### Source material
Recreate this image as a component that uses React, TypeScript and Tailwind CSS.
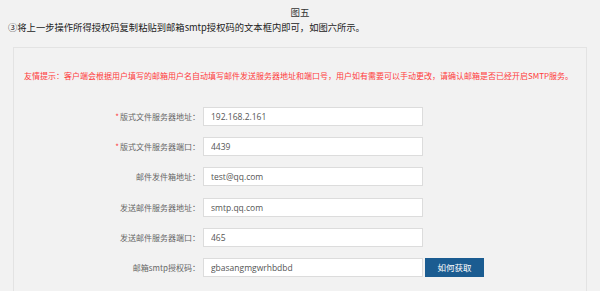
const rows = [
  { label: "版式文件服务器地址：", value: "192.168.2.161", required: true },
  { label: "版式文件服务器端口：", value: "4439", required: true },
  { label: "邮件发件箱地址：", value: "test@qq.com" },
  { label: "发送邮件服务器地址：", value: "smtp.qq.com" },
  { label: "发送邮件服务器端口：", value: "465" },
  { label: "邮箱smtp授权码：", value: "gbasangmgwrhbdbd", button: "如何获取" },
];

function FormRow({ label, value, required, button }: { label: string; value: string; required?: boolean; button?: string }) {
  return (
    <div className="flex h-[19px] items-center">
      <label className="w-[186px] shrink-0 text-right text-[8px] leading-[19px] text-[#666]">
        {required && <span className="mr-[1px] text-[#ff3b3b]">*</span>}
        {label}
      </label>
      <input
        readOnly
        value={value}
        className="ml-[3px] h-[19px] w-[220px] border border-[#dcdcdc] bg-white px-[7px] font-['Open_Sans','Noto_Sans_CJK_SC',sans-serif] text-[8.5px] text-[#555] outline-none"
      />
      {button && (
        <button className="ml-[2px] h-[19px] w-[59px] bg-[#1b5c91] text-[8.5px] text-white">
          {button}
        </button>
      )}
    </div>
  );
}

export default function App() {
  return (
    <div className="h-[291px] w-[600px] overflow-hidden bg-[#f2f2f2] font-['Noto_Sans_CJK_SC',sans-serif]">
      <p className="pt-[5px] text-center text-[9.5px] leading-[14px] text-[#333]">图五</p>
      <p className="pl-[8px] pt-[1px] text-[9.3px] leading-[15px] text-[#222]">
        ③将上一步操作所得授权码复制粘贴到邮箱smtp授权码的文本框内即可，如图六所示。
      </p>

      <div className="mx-[13px] mt-[12px] h-[260px] border border-[#e3e3e3] bg-[#f2f2f2]">
        <p className="pl-[10px] pt-[22px] text-[8px] leading-[12px] text-[#ff3b3b]">
          友情提示：客户端会根据用户填写的邮箱用户名自动填写邮件发送服务器地址和端口号，用户如有需要可以手动更改，请确认邮箱是否已经开启SMTP服务。
        </p>

        <div className="mt-[25px] flex flex-col gap-[11.2px]">
          {rows.map((r) => (
            <FormRow key={r.label} {...r} />
          ))}
        </div>
      </div>
    </div>
  );
}
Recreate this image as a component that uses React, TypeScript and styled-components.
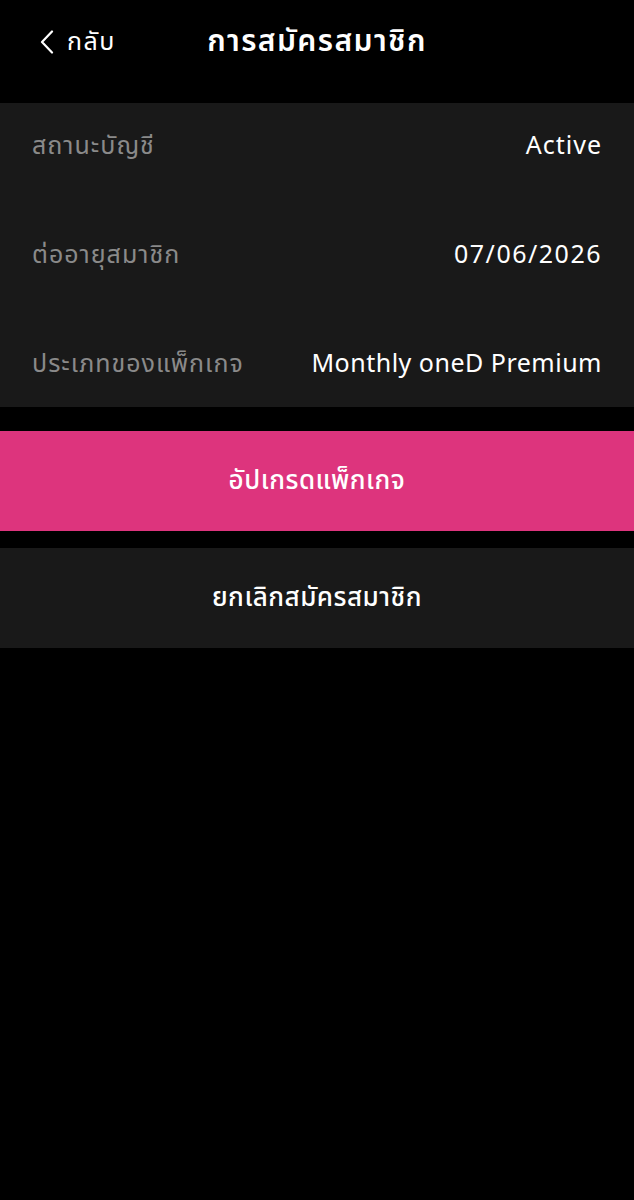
import React from "react";
import styled, { createGlobalStyle } from "styled-components";

const Global = createGlobalStyle`
  html, body { margin: 0; padding: 0; background: #000; }
  body { font-family: "Noto Sans Thai", "Noto Sans Thai Looped", "Noto Sans", "Open Sans", sans-serif; color: #fff; }
`;

const Page = styled.div`
  width: 634px;
  min-height: 1200px;
  background: #000;
  display: flex;
  flex-direction: column;
`;

const Header = styled.header`
  height: 103px;
  display: grid;
  grid-template-columns: 1fr auto 1fr;
  align-items: start;
  padding-top: 22px;
  box-sizing: border-box;
`;

const Back = styled.button`
  justify-self: start;
  display: flex;
  align-items: center;
  gap: 13px;
  margin-left: 40px;
  background: none;
  border: 0;
  padding: 0;
  color: #fff;
  font: inherit;
  font-size: 25px;
  letter-spacing: 1.5px;
  height: 40px;
  cursor: pointer;
`;

const Title = styled.h1`
  margin: 0;
  font-size: 30px;
  font-weight: 600;
  line-height: 40px;
  letter-spacing: 1.4px;
`;

const Card = styled.section`
  background: #191919;
  display: flex;
  flex-direction: column;
  gap: 23px;
`;

const Row = styled.div`
  height: 86px;
  display: flex;
  align-items: center;
  justify-content: space-between;
  padding: 0 32px;
`;

const Label = styled.span`
  color: #8a8a8a;
  font-size: 25px;
  letter-spacing: 1px;
`;

const Value = styled.span<{ $spacing?: number }>`
  color: #fff;
  font-size: 25px;
  letter-spacing: ${(p) => p.$spacing ?? 0.5}px;
`;

const Actions = styled.div`
  display: flex;
  flex-direction: column;
  gap: 17px;
  margin-top: 24px;
`;

const ActionButton = styled.button<{ $primary?: boolean }>`
  height: 100px;
  border: 0;
  width: 100%;
  background: ${(p) => (p.$primary ? "#dd347d" : "#191919")};
  color: #fff;
  font: inherit;
  font-size: 26px;
  font-weight: 500;
  letter-spacing: 0.5px;
  cursor: pointer;
`;

export default function App() {
  return (
    <>
      <Global />
      <Page>
        <Header>
          <Back>
            <svg width="14" height="24" viewBox="0 0 14 24" fill="none">
              <path d="M12 1.5 L2 12 L12 22.5" stroke="#fff" strokeWidth="2.2" strokeLinecap="round" strokeLinejoin="round" />
            </svg>
            กลับ
          </Back>
          <Title>การสมัครสมาชิก</Title>
          <div />
        </Header>
        <Card>
          <Row>
            <Label>สถานะบัญชี</Label>
            <Value $spacing={1}>Active</Value>
          </Row>
          <Row>
            <Label>ต่ออายุสมาชิก</Label>
            <Value $spacing={1.5}>07/06/2026</Value>
          </Row>
          <Row>
            <Label>ประเภทของแพ็กเกจ</Label>
            <Value>Monthly oneD Premium</Value>
          </Row>
        </Card>
        <Actions>
          <ActionButton $primary>อัปเกรดแพ็กเกจ</ActionButton>
          <ActionButton>ยกเลิกสมัครสมาชิก</ActionButton>
        </Actions>
      </Page>
    </>
  );
}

### Task objective
Without including the pictures, reproduce all entries exactly.

### Correct response
Recreate this image as a component that uses React, TypeScript and Tailwind CSS.
const rows = [
  { label: "版式文件服务器地址：", value: "192.168.2.161", required: true },
  { label: "版式文件服务器端口：", value: "4439", required: true },
  { label: "邮件发件箱地址：", value: "test@qq.com" },
  { label: "发送邮件服务器地址：", value: "smtp.qq.com" },
  { label: "发送邮件服务器端口：", value: "465" },
  { label: "邮箱smtp授权码：", value: "gbasangmgwrhbdbd", button: "如何获取" },
];

function FormRow({ label, value, required, button }: { label: string; value: string; required?: boolean; button?: string }) {
  return (
    <div className="flex h-[19px] items-center">
      <label className="w-[186px] shrink-0 text-right text-[8px] leading-[19px] text-[#666]">
        {required && <span className="mr-[1px] text-[#ff3b3b]">*</span>}
        {label}
      </label>
      <input
        readOnly
        value={value}
        className="ml-[3px] h-[19px] w-[220px] border border-[#dcdcdc] bg-white px-[7px] font-['Open_Sans','Noto_Sans_CJK_SC',sans-serif] text-[8.5px] text-[#555] outline-none"
      />
      {button && (
        <button className="ml-[2px] h-[19px] w-[59px] bg-[#1b5c91] text-[8.5px] text-white">
          {button}
        </button>
      )}
    </div>
  );
}

export default function App() {
  return (
    <div className="h-[291px] w-[600px] overflow-hidden bg-[#f2f2f2] font-['Noto_Sans_CJK_SC',sans-serif]">
      <p className="pt-[5px] text-center text-[9.5px] leading-[14px] text-[#333]">图五</p>
      <p className="pl-[8px] pt-[1px] text-[9.3px] leading-[15px] text-[#222]">
        ③将上一步操作所得授权码复制粘贴到邮箱smtp授权码的文本框内即可，如图六所示。
      </p>

      <div className="mx-[13px] mt-[12px] h-[260px] border border-[#e3e3e3] bg-[#f2f2f2]">
        <p className="pl-[10px] pt-[22px] text-[8px] leading-[12px] text-[#ff3b3b]">
          友情提示：客户端会根据用户填写的邮箱用户名自动填写邮件发送服务器地址和端口号，用户如有需要可以手动更改，请确认邮箱是否已经开启SMTP服务。
        </p>

        <div className="mt-[25px] flex flex-col gap-[11.2px]">
          {rows.map((r) => (
            <FormRow key={r.label} {...r} />
          ))}
        </div>
      </div>
    </div>
  );
}
Recreate this image as a component that uses React, TypeScript and styled-components.
import React from "react";
import styled, { createGlobalStyle } from "styled-components";

const Global = createGlobalStyle`
  html, body { margin: 0; padding: 0; background: #000; }
  body { font-family: "Noto Sans Thai", "Noto Sans Thai Looped", "Noto Sans", "Open Sans", sans-serif; color: #fff; }
`;

const Page = styled.div`
  width: 634px;
  min-height: 1200px;
  background: #000;
  display: flex;
  flex-direction: column;
`;

const Header = styled.header`
  height: 103px;
  display: grid;
  grid-template-columns: 1fr auto 1fr;
  align-items: start;
  padding-top: 22px;
  box-sizing: border-box;
`;

const Back = styled.button`
  justify-self: start;
  display: flex;
  align-items: center;
  gap: 13px;
  margin-left: 40px;
  background: none;
  border: 0;
  padding: 0;
  color: #fff;
  font: inherit;
  font-size: 25px;
  letter-spacing: 1.5px;
  height: 40px;
  cursor: pointer;
`;

const Title = styled.h1`
  margin: 0;
  font-size: 30px;
  font-weight: 600;
  line-height: 40px;
  letter-spacing: 1.4px;
`;

const Card = styled.section`
  background: #191919;
  display: flex;
  flex-direction: column;
  gap: 23px;
`;

const Row = styled.div`
  height: 86px;
  display: flex;
  align-items: center;
  justify-content: space-between;
  padding: 0 32px;
`;

const Label = styled.span`
  color: #8a8a8a;
  font-size: 25px;
  letter-spacing: 1px;
`;

const Value = styled.span<{ $spacing?: number }>`
  color: #fff;
  font-size: 25px;
  letter-spacing: ${(p) => p.$spacing ?? 0.5}px;
`;

const Actions = styled.div`
  display: flex;
  flex-direction: column;
  gap: 17px;
  margin-top: 24px;
`;

const ActionButton = styled.button<{ $primary?: boolean }>`
  height: 100px;
  border: 0;
  width: 100%;
  background: ${(p) => (p.$primary ? "#dd347d" : "#191919")};
  color: #fff;
  font: inherit;
  font-size: 26px;
  font-weight: 500;
  letter-spacing: 0.5px;
  cursor: pointer;
`;

export default function App() {
  return (
    <>
      <Global />
      <Page>
        <Header>
          <Back>
            <svg width="14" height="24" viewBox="0 0 14 24" fill="none">
              <path d="M12 1.5 L2 12 L12 22.5" stroke="#fff" strokeWidth="2.2" strokeLinecap="round" strokeLinejoin="round" />
            </svg>
            กลับ
          </Back>
          <Title>การสมัครสมาชิก</Title>
          <div />
        </Header>
        <Card>
          <Row>
            <Label>สถานะบัญชี</Label>
            <Value $spacing={1}>Active</Value>
          </Row>
          <Row>
            <Label>ต่ออายุสมาชิก</Label>
            <Value $spacing={1.5}>07/06/2026</Value>
          </Row>
          <Row>
            <Label>ประเภทของแพ็กเกจ</Label>
            <Value>Monthly oneD Premium</Value>
          </Row>
        </Card>
        <Actions>
          <ActionButton $primary>อัปเกรดแพ็กเกจ</ActionButton>
          <ActionButton>ยกเลิกสมัครสมาชิก</ActionButton>
        </Actions>
      </Page>
    </>
  );
}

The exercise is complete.